Aqsa Mahmood is a citizen of the United Kingdom, from Glasgow, who stirred controversy in 2013 when she was one of the first UK women to voluntarily slip into Daesh territory, when she was 20 years old.

Early life
Mahmood was born to Pakistani immigrant parents (her father Muzaffar was the first Pakistani to play cricket for the Scottish cricket team). Mahmood attended Craigholme School and Shawlands Academy in Glasgow.

ISIS
In 2015, her family challenged the allegation that she played a role in recruiting four teenage girls to follow her example.
Her family expressed surprise over her travel to Daesh territory.

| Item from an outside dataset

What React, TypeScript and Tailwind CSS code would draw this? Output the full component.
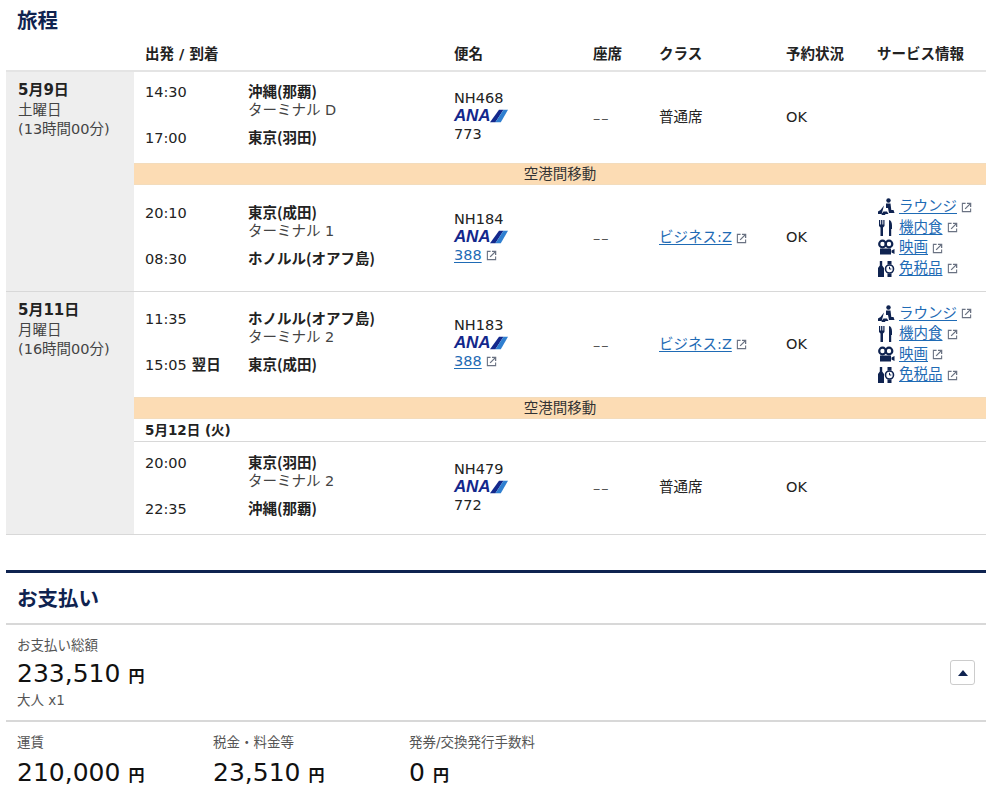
import type { ReactNode } from 'react';

const font = "font-['DejaVu_Sans','Noto_Sans_CJK_JP',sans-serif]";
const place = "-mt-[2px] font-['Noto_Sans_CJK_JP',sans-serif] font-bold";

function ExtIcon({ flush }: { flush?: boolean }) {
  return (
    <svg viewBox="0 0 12 12" className={`${flush ? '' : 'ml-[4px]'} inline-block h-[11px] w-[11px] shrink-0 text-gray-500`} fill="none" stroke="currentColor">
      <path d="M5 1.500H1.500v9h9V7" strokeWidth="1.200" />
      <path d="M4.500 7.500 10 2M6.500 1.500h4v4" strokeWidth="1.400" />
    </svg>
  );
}

function AnaLogo() {
  return (
    <span className="flex h-[18px] w-[54px] items-center">
      <span className="font-['Liberation_Sans',sans-serif] text-[17px] leading-[18px] font-bold tracking-[-0.2px] text-[#13288c] italic">ANA</span>
      <svg viewBox="0 0 20 14" className="h-[14px] w-[18px] shrink-0">
        <polygon points="0,14 10,0 15,0 6,14" fill="#13288c" />
        <polygon points="6,14 15,0 20,0 12,14" fill="#2f7fd0" />
      </svg>
    </span>
  );
}

function LinkText({ children }: { children: ReactNode }) {
  return <span className="text-[#1f6bb5] underline underline-offset-2">{children}</span>;
}

function ServiceIcon({ kind }: { kind: string }) {
  const cls = 'h-[18px] w-[18px] shrink-0 text-[#0f2350]';
  if (kind === 'lounge') {
    return (
      <svg viewBox="0 0 18 18" className={cls} fill="currentColor">
        <circle cx="11.500" cy="2.500" r="2.200" />
        <path d="M9 5.500h4.500l.8 6.500h2.200l1 3h-5.500l-1-5H9z" />
        <path d="M7 7.500 3.500 12 1 13.500V16h3.500l2-2.500H10l1.500 2.500h-3L8 17H5l-.5-.5z" />
      </svg>
    );
  }
  if (kind === 'meal') {
    return (
      <svg viewBox="0 0 18 18" className={cls} fill="currentColor">
        <path d="M2 1h1.200v4.500h.9V1h1.300v4.500h.9V1H7.500v6L6 8.500V17H3.500V8.500L2 7z" />
        <path d="M12 1c2 .3 3 2.500 3 5.500V10h-.8v7H12z" />
      </svg>
    );
  }
  if (kind === 'movie') {
    return (
      <svg viewBox="0 0 18 18" className={cls}>
        <circle cx="5.500" cy="5" r="3.300" fill="none" stroke="currentColor" strokeWidth="2.200" />
        <circle cx="12" cy="5" r="3.300" fill="none" stroke="currentColor" strokeWidth="2.200" />
        <path d="M3 9.500h11v6H3zM14.500 11.500l3-1.500v5l-3-1.500z" fill="currentColor" />
      </svg>
    );
  }
  return (
    <svg viewBox="0 0 18 18" className={cls}>
      <path d="M2.800 1h2.400v4.500L7 8v9H1V8l1.800-2.500z" fill="currentColor" />
      <path d="M10.500 1h4v3.500h-4zM10.500 13.500h4V17h-4z" fill="currentColor" />
      <circle cx="12.500" cy="9" r="4" fill="white" stroke="currentColor" strokeWidth="1.600" />
      <path d="M12.500 6.800V9h1.800" fill="none" stroke="currentColor" strokeWidth="1" />
    </svg>
  );
}

function Services() {
  const rows = [
    ['lounge', 'ラウンジ'],
    ['meal', '機内食'],
    ['movie', '映画'],
    ['duty', '免税品'],
  ];
  return (
    <div className="flex flex-col">
      {rows.map(([kind, label]) => (
        <div key={kind} className="flex h-[20.500px] items-center gap-[4px]">
          <ServiceIcon kind={kind} />
          <LinkText>{label}</LinkText>
          <ExtIcon flush />
        </div>
      ))}
    </div>
  );
}

interface Segment {
  dep: string;
  nextDay?: boolean;
  depPlace: string;
  terminal: string;
  arr: string;
  arrPlace: string;
  flight: string;
  craft: string;
  craftLink?: boolean;
  cabin: string;
  cabinLink?: boolean;
  services?: boolean;
  height: string;
}

function SegmentRow({ s }: { s: Segment }) {
  return (
    <div className={`grid grid-cols-[103px_206px_139px_66px_127px_91px_1fr] items-center pl-[11px] ${s.height}`}>
      <div className="col-span-2 grid grid-cols-[103px_206px] gap-y-[9px] pb-[4px]">
        <div className="leading-[19px]">{s.dep}</div>
        <div className="leading-[19px]">
          <div className={`mb-[1px] ${place}`}>{s.depPlace}</div>
          <div className="text-[#444]">{s.terminal}</div>
        </div>
        <div className="leading-[19px]">
          {s.arr}
          {s.nextDay && <span className="ml-[5px] font-bold">翌日</span>}
        </div>
        <div className={`leading-[19px] ${place}`}>{s.arrPlace}</div>
      </div>
      <div className="flex flex-col pb-[2px] leading-[19px]">
        <div className="h-[18px]">{s.flight}</div>
        <AnaLogo />
        <div className="flex h-[19px] items-center">
          {s.craftLink ? <LinkText>{s.craft}</LinkText> : s.craft}
          {s.craftLink && <ExtIcon />}
        </div>
      </div>
      <div className="pt-[2px] tracking-[1px] text-[#555]">––</div>
      <div className="flex items-center">
        {s.cabinLink ? <LinkText>{s.cabin}</LinkText> : s.cabin}
        {s.cabinLink && <ExtIcon />}
      </div>
      <div>OK</div>
      <div>{s.services && <Services />}</div>
    </div>
  );
}

function Transfer() {
  return <div className="flex h-[22px] items-center justify-center border-y border-[#f3dcbc] bg-[#fcdcb4] leading-none text-[#333]">空港間移動</div>;
}

function DayLabel({ date, day, time }: { date: string; day: string; time: string }) {
  return (
    <div className="w-[128px] shrink-0 bg-[#eeeeee] pt-[9px] pl-[12px] leading-[19.500px]">
      <div className="text-[15px] font-bold">{date}</div>
      <div className="text-[#444]">{day}</div>
      <div className="text-[#444]">{time}</div>
    </div>
  );
}

function Money({ value }: { value: string }) {
  return (
    <div className="flex items-baseline text-[25px] leading-[32px] text-[#111]">
      {value}
      <span className="ml-[8px] text-[16px] font-bold">円</span>
    </div>
  );
}

function Fee({ label, value, className }: { label: string; value: string; className: string }) {
  return (
    <div className={className}>
      <div className="text-[13.500px] leading-[18px] text-[#555]">{label}</div>
      <div className="mt-[6px]">
        <Money value={value} />
      </div>
    </div>
  );
}

const heads = ['便名', '座席', 'クラス', '予約状況', 'サービス情報'];

export default function App() {
  return (
    <div className={`${font} h-[797px] w-[1001px] overflow-hidden bg-white pl-[6px] text-[14.500px] text-[#222]`}>
      <div className="w-[980px]">
        <h2 className="h-[40px] pt-[7px] pl-[11px] text-[20.500px] leading-[28px] font-bold text-[#0f2350]">旅程</h2>
        <div className="grid h-[32px] grid-cols-[139px_309px_139px_66px_127px_91px_1fr] items-center border-b-2 border-[#e4e4e4] pb-[1px] font-bold">
          <div />
          <div>出発 / 到着</div>
          {heads.map((h) => (
            <div key={h}>{h}</div>
          ))}
        </div>

        <div className="flex border-b border-[#d8d8d8]">
          <DayLabel date="5月9日" day="土曜日" time="(13時間00分)" />
          <div className="flex-1">
            <SegmentRow s={{ dep: '14:30', depPlace: '沖縄(那覇)', terminal: 'ターミナル D', arr: '17:00', arrPlace: '東京(羽田)', flight: 'NH468', craft: '773', cabin: '普通席', height: 'h-[91px]' }} />
            <Transfer />
            <SegmentRow s={{ dep: '20:10', depPlace: '東京(成田)', terminal: 'ターミナル 1', arr: '08:30', arrPlace: 'ホノルル(オアフ島)', flight: 'NH184', craft: '388', craftLink: true, cabin: 'ビジネス:Z', cabinLink: true, services: true, height: 'h-[106px]' }} />
          </div>
        </div>

        <div className="flex border-b border-[#d8d8d8]">
          <DayLabel date="5月11日" day="月曜日" time="(16時間00分)" />
          <div className="flex-1">
            <SegmentRow s={{ dep: '11:35', depPlace: 'ホノルル(オアフ島)', terminal: 'ターミナル 2', arr: '15:05', nextDay: true, arrPlace: '東京(成田)', flight: 'NH183', craft: '388', craftLink: true, cabin: 'ビジネス:Z', cabinLink: true, services: true, height: 'h-[105px]' }} />
            <Transfer />
            <div className="flex h-[23px] items-center border-b border-[#d8d8d8] pl-[11px] text-[13.500px] font-bold">5月12日 (火)</div>
            <SegmentRow s={{ dep: '20:00', depPlace: '東京(羽田)', terminal: 'ターミナル 2', arr: '22:35', arrPlace: '沖縄(那覇)', flight: 'NH479', craft: '772', cabin: '普通席', height: 'h-[92px]' }} />
          </div>
        </div>

        <div className="mt-[35px] border-t-[3px] border-[#0f2350]">
          <h2 className="flex h-[52px] items-center border-b-2 border-[#d8d8d8] pt-[2px] pl-[11px] text-[20.500px] font-bold text-[#0f2350]">お支払い</h2>
          <div className="relative h-[97px] border-b-2 border-[#d8d8d8] pt-[11px] pl-[11px]">
            <div className="text-[13.500px] leading-[18px] text-[#555]">お支払い総額</div>
            <div className="mt-[4px]">
              <Money value="233,510" />
            </div>
            <div className="text-[13.500px] leading-[15px] text-[#555]">大人 x1</div>
            <button className="absolute top-[35px] right-[11px] flex h-[25px] w-[25px] items-center justify-center rounded-[3px] border border-[#cccccc] bg-white">
              <svg viewBox="0 0 10 6" className="h-[6px] w-[10px] text-[#0f2350]" fill="currentColor">
                <polygon points="5,0 10,6 0,6" />
              </svg>
            </button>
          </div>
          <div className="flex pt-[11px] pl-[11px]">
            <Fee label="運賃" value="210,000" className="w-[196px]" />
            <Fee label="税金・料金等" value="23,510" className="w-[196px]" />
            <Fee label="発券/交換発行手数料" value="0" className="w-[196px]" />
          </div>
        </div>
      </div>
    </div>
  );
}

In April 2015, Mark Rowley, the Assistant Commissioner for Specialist Operations of the Metropolitan Police Service and the concurrent Chair of the National Police Chiefs' Council Counter-Terrorism Coordination Committee, told the UK House of Commons Home Affairs Committee that security officials were close to compiling enough evidence to charge Mahmood, if she returned to the UK, or to request extradition, if she tried to settle elsewhere.

On 28 September 2015 the United Nations placed her on its sanctions list, reserved for those with ties to Al Qaeda.

UK authorities rescinded her passport, to prevent her return to the United Kingdom.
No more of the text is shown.